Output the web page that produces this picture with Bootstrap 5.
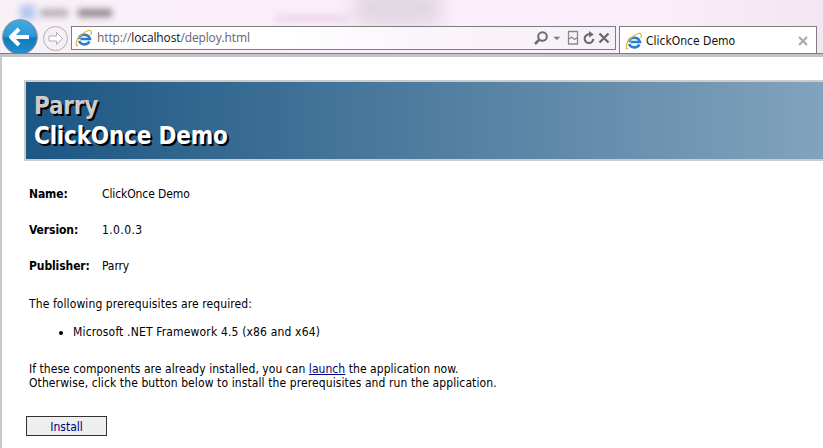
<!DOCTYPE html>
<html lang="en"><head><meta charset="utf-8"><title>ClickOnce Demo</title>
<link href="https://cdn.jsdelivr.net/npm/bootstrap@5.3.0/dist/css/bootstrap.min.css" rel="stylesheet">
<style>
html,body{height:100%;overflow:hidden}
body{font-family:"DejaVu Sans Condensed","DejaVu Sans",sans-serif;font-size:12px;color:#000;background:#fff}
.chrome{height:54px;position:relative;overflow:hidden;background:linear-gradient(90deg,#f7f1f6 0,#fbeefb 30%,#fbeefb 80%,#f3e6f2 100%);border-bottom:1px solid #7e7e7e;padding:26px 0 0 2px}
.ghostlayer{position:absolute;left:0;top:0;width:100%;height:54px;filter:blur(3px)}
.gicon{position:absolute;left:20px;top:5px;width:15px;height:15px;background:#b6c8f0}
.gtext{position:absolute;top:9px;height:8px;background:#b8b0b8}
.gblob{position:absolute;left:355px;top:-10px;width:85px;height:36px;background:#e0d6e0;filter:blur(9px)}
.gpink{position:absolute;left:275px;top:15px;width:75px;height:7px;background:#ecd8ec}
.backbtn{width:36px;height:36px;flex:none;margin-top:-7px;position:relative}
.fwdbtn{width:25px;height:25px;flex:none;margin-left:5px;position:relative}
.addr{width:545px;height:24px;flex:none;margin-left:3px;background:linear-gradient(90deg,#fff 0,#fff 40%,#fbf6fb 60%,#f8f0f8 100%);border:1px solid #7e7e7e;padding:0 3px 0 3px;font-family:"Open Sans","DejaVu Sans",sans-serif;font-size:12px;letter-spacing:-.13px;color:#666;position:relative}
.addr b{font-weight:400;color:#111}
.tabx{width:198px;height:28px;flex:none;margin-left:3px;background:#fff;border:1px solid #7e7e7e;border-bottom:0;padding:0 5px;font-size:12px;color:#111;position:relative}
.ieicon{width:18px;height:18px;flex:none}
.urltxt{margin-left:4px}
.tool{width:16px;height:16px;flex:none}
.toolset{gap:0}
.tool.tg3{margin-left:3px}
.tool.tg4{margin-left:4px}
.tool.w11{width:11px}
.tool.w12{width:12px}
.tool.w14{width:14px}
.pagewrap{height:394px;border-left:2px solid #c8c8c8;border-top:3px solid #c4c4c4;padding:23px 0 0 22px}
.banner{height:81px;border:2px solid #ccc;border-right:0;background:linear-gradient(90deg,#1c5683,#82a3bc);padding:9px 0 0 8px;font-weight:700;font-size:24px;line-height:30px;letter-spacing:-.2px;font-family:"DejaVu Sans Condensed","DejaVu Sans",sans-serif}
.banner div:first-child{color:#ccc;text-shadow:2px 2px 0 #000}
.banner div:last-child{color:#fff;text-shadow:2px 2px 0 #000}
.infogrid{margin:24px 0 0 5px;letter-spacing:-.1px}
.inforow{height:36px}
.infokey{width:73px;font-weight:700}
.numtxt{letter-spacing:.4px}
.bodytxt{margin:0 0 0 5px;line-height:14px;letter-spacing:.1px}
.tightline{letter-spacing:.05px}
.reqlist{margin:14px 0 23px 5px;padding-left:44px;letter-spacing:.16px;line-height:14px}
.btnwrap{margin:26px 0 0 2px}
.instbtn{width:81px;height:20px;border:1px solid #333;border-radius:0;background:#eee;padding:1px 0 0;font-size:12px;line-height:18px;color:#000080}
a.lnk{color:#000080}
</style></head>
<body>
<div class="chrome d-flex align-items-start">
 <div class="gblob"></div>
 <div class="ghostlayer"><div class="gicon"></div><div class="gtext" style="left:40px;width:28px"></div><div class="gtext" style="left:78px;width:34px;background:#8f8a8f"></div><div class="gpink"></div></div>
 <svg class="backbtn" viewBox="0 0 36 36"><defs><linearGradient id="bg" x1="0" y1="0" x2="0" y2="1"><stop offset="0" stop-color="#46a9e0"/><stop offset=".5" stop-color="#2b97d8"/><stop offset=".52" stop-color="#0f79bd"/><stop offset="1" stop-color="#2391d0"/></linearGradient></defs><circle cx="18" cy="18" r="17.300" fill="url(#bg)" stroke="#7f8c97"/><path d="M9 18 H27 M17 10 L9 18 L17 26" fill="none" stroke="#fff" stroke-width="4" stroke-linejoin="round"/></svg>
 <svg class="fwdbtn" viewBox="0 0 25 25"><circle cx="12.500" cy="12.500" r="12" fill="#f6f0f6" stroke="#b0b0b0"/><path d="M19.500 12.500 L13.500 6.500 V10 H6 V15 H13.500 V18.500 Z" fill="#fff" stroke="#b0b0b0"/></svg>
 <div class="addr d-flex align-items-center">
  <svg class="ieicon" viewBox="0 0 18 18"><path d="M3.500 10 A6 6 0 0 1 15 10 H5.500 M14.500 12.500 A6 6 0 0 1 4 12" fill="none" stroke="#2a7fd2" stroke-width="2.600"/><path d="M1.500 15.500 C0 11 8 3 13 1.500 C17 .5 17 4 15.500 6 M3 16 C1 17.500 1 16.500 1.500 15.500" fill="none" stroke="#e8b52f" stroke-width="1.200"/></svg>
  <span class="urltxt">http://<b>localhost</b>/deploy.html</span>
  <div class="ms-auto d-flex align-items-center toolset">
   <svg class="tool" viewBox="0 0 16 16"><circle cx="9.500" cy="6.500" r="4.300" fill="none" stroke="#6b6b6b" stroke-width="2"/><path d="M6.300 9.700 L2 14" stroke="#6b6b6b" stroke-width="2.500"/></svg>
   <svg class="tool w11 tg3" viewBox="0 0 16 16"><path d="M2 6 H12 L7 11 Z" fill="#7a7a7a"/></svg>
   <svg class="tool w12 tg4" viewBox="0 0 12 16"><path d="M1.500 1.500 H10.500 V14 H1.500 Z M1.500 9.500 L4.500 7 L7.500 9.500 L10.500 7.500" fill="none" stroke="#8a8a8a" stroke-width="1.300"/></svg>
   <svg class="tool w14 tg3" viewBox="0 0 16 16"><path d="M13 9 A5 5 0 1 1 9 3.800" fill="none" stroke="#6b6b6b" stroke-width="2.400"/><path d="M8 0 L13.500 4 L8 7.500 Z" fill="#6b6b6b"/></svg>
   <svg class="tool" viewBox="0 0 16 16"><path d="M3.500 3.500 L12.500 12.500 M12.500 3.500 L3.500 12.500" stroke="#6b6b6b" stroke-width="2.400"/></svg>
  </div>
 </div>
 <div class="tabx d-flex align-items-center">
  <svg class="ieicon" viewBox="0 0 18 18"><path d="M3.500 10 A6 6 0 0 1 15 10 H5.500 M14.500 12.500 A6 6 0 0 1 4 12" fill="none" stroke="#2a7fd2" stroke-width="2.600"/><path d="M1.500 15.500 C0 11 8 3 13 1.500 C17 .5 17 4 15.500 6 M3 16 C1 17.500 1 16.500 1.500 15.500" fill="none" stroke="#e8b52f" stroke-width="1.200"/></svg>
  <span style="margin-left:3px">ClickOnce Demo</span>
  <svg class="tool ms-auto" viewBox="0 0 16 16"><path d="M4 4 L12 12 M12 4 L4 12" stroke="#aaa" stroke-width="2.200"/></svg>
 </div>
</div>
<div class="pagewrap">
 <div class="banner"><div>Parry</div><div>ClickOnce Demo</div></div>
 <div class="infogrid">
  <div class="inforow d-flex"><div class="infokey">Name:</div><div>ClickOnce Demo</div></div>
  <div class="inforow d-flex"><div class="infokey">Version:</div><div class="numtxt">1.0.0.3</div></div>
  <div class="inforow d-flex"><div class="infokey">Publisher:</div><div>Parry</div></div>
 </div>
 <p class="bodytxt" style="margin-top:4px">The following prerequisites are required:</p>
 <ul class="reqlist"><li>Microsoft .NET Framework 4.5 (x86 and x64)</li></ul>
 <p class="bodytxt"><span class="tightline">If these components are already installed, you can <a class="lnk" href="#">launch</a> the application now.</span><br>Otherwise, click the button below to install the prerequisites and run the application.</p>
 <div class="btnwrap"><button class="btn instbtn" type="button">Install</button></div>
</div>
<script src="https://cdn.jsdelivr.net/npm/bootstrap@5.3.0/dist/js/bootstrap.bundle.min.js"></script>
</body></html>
---+---
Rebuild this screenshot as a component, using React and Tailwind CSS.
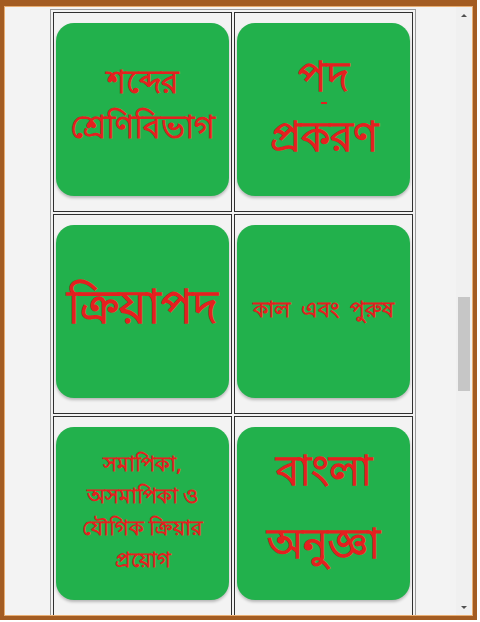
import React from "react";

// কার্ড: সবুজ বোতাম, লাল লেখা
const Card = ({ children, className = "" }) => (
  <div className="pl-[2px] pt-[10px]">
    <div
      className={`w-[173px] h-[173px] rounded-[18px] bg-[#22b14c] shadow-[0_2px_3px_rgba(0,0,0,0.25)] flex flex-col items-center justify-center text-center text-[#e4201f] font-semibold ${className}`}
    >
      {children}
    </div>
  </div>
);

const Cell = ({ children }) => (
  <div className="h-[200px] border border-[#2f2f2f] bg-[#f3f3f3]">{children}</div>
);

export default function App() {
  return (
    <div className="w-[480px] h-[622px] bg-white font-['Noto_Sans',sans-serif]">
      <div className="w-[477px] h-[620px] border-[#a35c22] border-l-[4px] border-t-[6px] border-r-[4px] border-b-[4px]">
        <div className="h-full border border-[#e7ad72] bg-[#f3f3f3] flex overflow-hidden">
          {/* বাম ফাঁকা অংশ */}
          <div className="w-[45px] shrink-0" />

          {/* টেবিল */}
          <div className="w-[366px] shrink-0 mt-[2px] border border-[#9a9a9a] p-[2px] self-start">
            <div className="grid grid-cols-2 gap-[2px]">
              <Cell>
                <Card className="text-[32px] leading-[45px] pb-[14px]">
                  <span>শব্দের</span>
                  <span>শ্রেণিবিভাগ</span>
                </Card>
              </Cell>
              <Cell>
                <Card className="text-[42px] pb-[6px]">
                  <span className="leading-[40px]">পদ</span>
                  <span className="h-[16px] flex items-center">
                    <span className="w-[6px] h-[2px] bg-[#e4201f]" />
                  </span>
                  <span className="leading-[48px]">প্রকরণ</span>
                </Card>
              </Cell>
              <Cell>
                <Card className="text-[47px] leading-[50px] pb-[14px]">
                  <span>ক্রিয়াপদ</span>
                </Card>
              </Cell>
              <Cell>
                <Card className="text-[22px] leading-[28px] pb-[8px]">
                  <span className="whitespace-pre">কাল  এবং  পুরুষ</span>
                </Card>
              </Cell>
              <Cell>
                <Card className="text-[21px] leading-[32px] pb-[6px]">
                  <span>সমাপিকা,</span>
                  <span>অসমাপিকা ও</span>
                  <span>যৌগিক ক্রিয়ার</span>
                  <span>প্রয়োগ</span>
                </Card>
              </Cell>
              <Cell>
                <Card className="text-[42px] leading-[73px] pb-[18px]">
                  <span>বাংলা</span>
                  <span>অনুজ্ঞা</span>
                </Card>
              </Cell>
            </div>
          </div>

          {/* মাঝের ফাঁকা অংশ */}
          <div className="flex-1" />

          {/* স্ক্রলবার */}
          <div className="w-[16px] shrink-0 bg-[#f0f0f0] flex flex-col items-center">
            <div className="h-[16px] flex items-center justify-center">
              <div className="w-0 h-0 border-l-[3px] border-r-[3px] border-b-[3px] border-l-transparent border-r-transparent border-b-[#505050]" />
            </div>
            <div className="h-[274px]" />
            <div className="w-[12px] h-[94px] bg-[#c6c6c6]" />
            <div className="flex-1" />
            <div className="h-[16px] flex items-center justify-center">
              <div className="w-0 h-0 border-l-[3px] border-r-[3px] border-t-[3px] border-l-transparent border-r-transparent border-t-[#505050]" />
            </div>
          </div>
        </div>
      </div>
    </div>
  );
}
---+---
» **GOAL**
Write out every line of the entries that holds the word "React".

» **OUTPUT FOR THIS TASK**
Rebuild this screenshot as a component, using React and Tailwind CSS.
import React from "react";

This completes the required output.